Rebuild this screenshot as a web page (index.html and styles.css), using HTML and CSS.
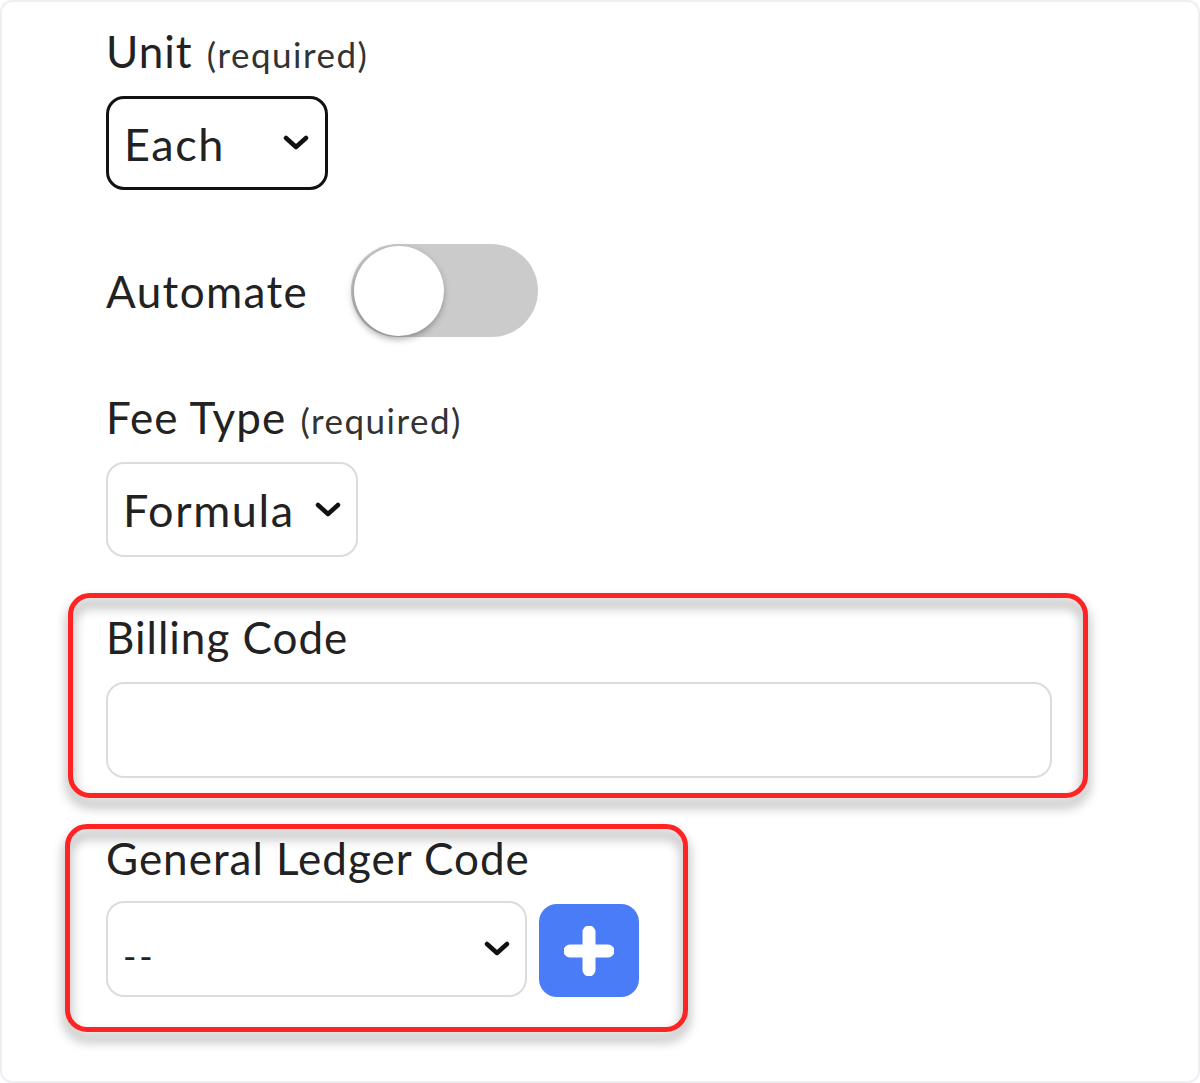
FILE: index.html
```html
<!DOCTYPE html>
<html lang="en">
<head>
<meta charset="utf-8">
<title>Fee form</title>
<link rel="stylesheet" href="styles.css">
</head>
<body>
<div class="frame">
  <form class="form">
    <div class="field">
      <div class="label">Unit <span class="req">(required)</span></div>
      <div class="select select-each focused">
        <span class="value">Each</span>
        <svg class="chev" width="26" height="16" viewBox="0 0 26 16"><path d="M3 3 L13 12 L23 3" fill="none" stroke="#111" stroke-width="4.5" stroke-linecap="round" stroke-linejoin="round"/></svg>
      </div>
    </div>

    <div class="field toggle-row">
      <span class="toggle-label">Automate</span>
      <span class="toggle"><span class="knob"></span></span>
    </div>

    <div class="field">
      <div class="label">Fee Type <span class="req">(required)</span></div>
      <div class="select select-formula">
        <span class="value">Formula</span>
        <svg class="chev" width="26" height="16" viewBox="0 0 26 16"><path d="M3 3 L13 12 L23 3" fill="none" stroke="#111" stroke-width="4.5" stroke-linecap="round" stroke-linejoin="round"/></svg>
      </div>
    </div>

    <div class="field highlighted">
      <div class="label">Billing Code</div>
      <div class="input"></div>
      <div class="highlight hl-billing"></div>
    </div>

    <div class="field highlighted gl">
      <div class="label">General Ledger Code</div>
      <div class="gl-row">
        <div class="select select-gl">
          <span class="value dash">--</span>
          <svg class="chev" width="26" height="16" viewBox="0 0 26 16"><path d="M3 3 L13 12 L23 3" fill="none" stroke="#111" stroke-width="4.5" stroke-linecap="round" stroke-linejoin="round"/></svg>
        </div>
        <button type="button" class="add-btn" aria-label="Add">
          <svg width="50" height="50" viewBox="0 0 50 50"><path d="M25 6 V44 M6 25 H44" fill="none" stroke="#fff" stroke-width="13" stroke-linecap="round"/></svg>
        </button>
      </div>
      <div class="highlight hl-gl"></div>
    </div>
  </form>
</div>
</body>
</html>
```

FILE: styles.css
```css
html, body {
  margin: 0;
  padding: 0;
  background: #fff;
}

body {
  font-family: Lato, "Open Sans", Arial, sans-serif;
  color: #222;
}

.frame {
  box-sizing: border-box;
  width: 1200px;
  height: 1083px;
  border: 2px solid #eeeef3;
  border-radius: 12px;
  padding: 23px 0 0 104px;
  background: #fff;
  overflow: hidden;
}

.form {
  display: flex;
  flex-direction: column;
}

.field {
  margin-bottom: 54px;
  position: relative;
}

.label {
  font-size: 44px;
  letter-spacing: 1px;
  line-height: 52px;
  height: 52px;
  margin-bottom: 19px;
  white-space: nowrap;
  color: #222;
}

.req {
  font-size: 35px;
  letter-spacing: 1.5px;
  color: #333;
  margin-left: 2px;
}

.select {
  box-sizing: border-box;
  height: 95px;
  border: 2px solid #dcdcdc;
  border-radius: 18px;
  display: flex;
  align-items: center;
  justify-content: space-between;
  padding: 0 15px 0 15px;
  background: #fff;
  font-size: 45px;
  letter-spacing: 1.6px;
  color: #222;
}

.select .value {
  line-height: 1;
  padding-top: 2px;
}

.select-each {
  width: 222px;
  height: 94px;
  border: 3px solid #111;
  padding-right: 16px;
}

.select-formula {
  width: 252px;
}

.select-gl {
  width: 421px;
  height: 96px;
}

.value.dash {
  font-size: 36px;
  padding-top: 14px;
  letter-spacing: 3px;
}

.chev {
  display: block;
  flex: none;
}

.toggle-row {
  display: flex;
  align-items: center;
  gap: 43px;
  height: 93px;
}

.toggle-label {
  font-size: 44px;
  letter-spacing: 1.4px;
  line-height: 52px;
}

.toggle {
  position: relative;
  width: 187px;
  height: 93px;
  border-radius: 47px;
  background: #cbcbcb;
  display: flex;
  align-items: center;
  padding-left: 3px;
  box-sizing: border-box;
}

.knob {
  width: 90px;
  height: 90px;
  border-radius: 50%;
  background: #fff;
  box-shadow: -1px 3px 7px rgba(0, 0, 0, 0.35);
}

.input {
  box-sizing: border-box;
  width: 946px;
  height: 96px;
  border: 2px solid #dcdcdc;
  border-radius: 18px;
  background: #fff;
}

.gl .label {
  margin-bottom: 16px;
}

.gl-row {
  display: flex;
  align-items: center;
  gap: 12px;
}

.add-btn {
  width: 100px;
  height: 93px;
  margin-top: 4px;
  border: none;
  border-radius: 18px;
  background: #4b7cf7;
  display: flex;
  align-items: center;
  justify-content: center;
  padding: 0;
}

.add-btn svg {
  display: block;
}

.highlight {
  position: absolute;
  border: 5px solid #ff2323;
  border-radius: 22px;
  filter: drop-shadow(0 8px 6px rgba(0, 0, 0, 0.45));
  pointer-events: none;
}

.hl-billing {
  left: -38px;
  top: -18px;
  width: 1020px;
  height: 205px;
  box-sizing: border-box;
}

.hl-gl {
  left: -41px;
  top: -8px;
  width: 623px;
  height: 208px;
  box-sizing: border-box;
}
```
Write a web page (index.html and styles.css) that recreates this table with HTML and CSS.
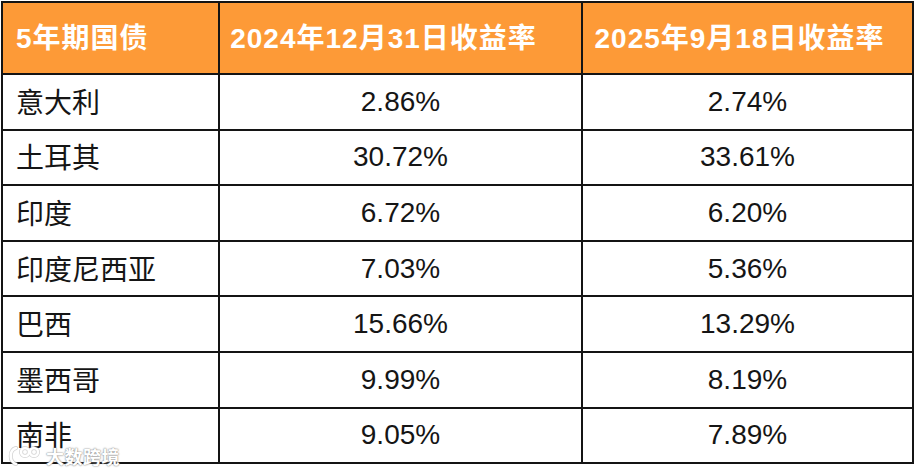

▸ **YOUR GOAL**
Without the pictures, write out all of the material exactly.

▸ **EXPECTED OUTPUT**
Rebuild this screenshot as a web page (index.html and styles.css), using HTML and CSS.
FILE: index.html
```html
<!DOCTYPE html>
<html lang="en">
<head>
<meta charset="utf-8">
<title>Fee form</title>
<link rel="stylesheet" href="styles.css">
</head>
<body>
<div class="frame">
  <form class="form">
    <div class="field">
      <div class="label">Unit <span class="req">(required)</span></div>
      <div class="select select-each focused">
        <span class="value">Each</span>
        <svg class="chev" width="26" height="16" viewBox="0 0 26 16"><path d="M3 3 L13 12 L23 3" fill="none" stroke="#111" stroke-width="4.5" stroke-linecap="round" stroke-linejoin="round"/></svg>
      </div>
    </div>

    <div class="field toggle-row">
      <span class="toggle-label">Automate</span>
      <span class="toggle"><span class="knob"></span></span>
    </div>

    <div class="field">
      <div class="label">Fee Type <span class="req">(required)</span></div>
      <div class="select select-formula">
        <span class="value">Formula</span>
        <svg class="chev" width="26" height="16" viewBox="0 0 26 16"><path d="M3 3 L13 12 L23 3" fill="none" stroke="#111" stroke-width="4.5" stroke-linecap="round" stroke-linejoin="round"/></svg>
      </div>
    </div>

    <div class="field highlighted">
      <div class="label">Billing Code</div>
      <div class="input"></div>
      <div class="highlight hl-billing"></div>
    </div>

    <div class="field highlighted gl">
      <div class="label">General Ledger Code</div>
      <div class="gl-row">
        <div class="select select-gl">
          <span class="value dash">--</span>
          <svg class="chev" width="26" height="16" viewBox="0 0 26 16"><path d="M3 3 L13 12 L23 3" fill="none" stroke="#111" stroke-width="4.5" stroke-linecap="round" stroke-linejoin="round"/></svg>
        </div>
        <button type="button" class="add-btn" aria-label="Add">
          <svg width="50" height="50" viewBox="0 0 50 50"><path d="M25 6 V44 M6 25 H44" fill="none" stroke="#fff" stroke-width="13" stroke-linecap="round"/></svg>
        </button>
      </div>
      <div class="highlight hl-gl"></div>
    </div>
  </form>
</div>
</body>
</html>
```

FILE: styles.css
```css
html, body {
  margin: 0;
  padding: 0;
  background: #fff;
}

body {
  font-family: Lato, "Open Sans", Arial, sans-serif;
  color: #222;
}

.frame {
  box-sizing: border-box;
  width: 1200px;
  height: 1083px;
  border: 2px solid #eeeef3;
  border-radius: 12px;
  padding: 23px 0 0 104px;
  background: #fff;
  overflow: hidden;
}

.form {
  display: flex;
  flex-direction: column;
}

.field {
  margin-bottom: 54px;
  position: relative;
}

.label {
  font-size: 44px;
  letter-spacing: 1px;
  line-height: 52px;
  height: 52px;
  margin-bottom: 19px;
  white-space: nowrap;
  color: #222;
}

.req {
  font-size: 35px;
  letter-spacing: 1.5px;
  color: #333;
  margin-left: 2px;
}

.select {
  box-sizing: border-box;
  height: 95px;
  border: 2px solid #dcdcdc;
  border-radius: 18px;
  display: flex;
  align-items: center;
  justify-content: space-between;
  padding: 0 15px 0 15px;
  background: #fff;
  font-size: 45px;
  letter-spacing: 1.6px;
  color: #222;
}

.select .value {
  line-height: 1;
  padding-top: 2px;
}

.select-each {
  width: 222px;
  height: 94px;
  border: 3px solid #111;
  padding-right: 16px;
}

.select-formula {
  width: 252px;
}

.select-gl {
  width: 421px;
  height: 96px;
}

.value.dash {
  font-size: 36px;
  padding-top: 14px;
  letter-spacing: 3px;
}

.chev {
  display: block;
  flex: none;
}

.toggle-row {
  display: flex;
  align-items: center;
  gap: 43px;
  height: 93px;
}

.toggle-label {
  font-size: 44px;
  letter-spacing: 1.4px;
  line-height: 52px;
}

.toggle {
  position: relative;
  width: 187px;
  height: 93px;
  border-radius: 47px;
  background: #cbcbcb;
  display: flex;
  align-items: center;
  padding-left: 3px;
  box-sizing: border-box;
}

.knob {
  width: 90px;
  height: 90px;
  border-radius: 50%;
  background: #fff;
  box-shadow: -1px 3px 7px rgba(0, 0, 0, 0.35);
}

.input {
  box-sizing: border-box;
  width: 946px;
  height: 96px;
  border: 2px solid #dcdcdc;
  border-radius: 18px;
  background: #fff;
}

.gl .label {
  margin-bottom: 16px;
}

.gl-row {
  display: flex;
  align-items: center;
  gap: 12px;
}

.add-btn {
  width: 100px;
  height: 93px;
  margin-top: 4px;
  border: none;
  border-radius: 18px;
  background: #4b7cf7;
  display: flex;
  align-items: center;
  justify-content: center;
  padding: 0;
}

.add-btn svg {
  display: block;
}

.highlight {
  position: absolute;
  border: 5px solid #ff2323;
  border-radius: 22px;
  filter: drop-shadow(0 8px 6px rgba(0, 0, 0, 0.45));
  pointer-events: none;
}

.hl-billing {
  left: -38px;
  top: -18px;
  width: 1020px;
  height: 205px;
  box-sizing: border-box;
}

.hl-gl {
  left: -41px;
  top: -8px;
  width: 623px;
  height: 208px;
  box-sizing: border-box;
}
```
Write a web page (index.html and styles.css) that recreates this table with HTML and CSS.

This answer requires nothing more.